Absent reasonable suspicion, police extension of a traffic stop in order to conduct a dog sniff violates Constitution even if it’s only seven or eight minutes. A traffic stop becomes unlawful if it is prolonged beyond the time reasonably required to complete the mission of issuing the ticket. This could include checking driver licenses, inspecting the registration and insurance, and checking for outstanding warrants. See Rodriguez v. U.S., U.S. Supreme Court, Docket 13-9972, 4/21/15.
The U.S. Supreme further erodes the protection of the 4th Amendment against unreasonable searches in most recent case. A North Carolina police officer stops a car for having only one taillight. Under N.C. law, you only have to have one taillight. Driver gives cop permission to search. Cop finds illegal drugs. Circuit court rules the cop didn’t have probable cause to stop vehicle and search was unreasonable. Supreme Court rules cops should be forgiven for not knowing the law–mistakes are compatible with reasonable suspicion. See Supreme Court of the U.S., Heien v. North Carolina, No. 13-604, decided 12/15/14.

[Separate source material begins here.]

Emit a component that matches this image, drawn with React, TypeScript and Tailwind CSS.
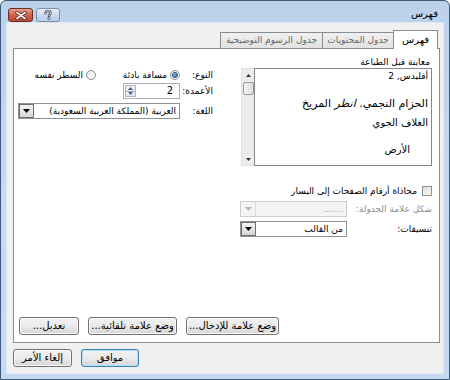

The U.S. Supreme Court has muddied the water regarding reasonableness of warrantless searches. In a recent case, the justices reviewed a 3rd Cir. case that involved the “knock and talk” exception to the warrant requirement. This allows police to enter any property where the public may also enter such as a sidewalk and front porch. Here the police entered the property through a rear carport and walked onto the rear deck without a warrant. The high court said that the entry was not illegal simply because it was through a rear entry, and went on to say that police officers are allowed to go to any door that a visitor may go. So if you want the police out of your backyard, lock it up. See U.S. Supreme, JEREMY CARROLL v. ANDREW CARMAN, No. 14–212. Decided November 10, 2014.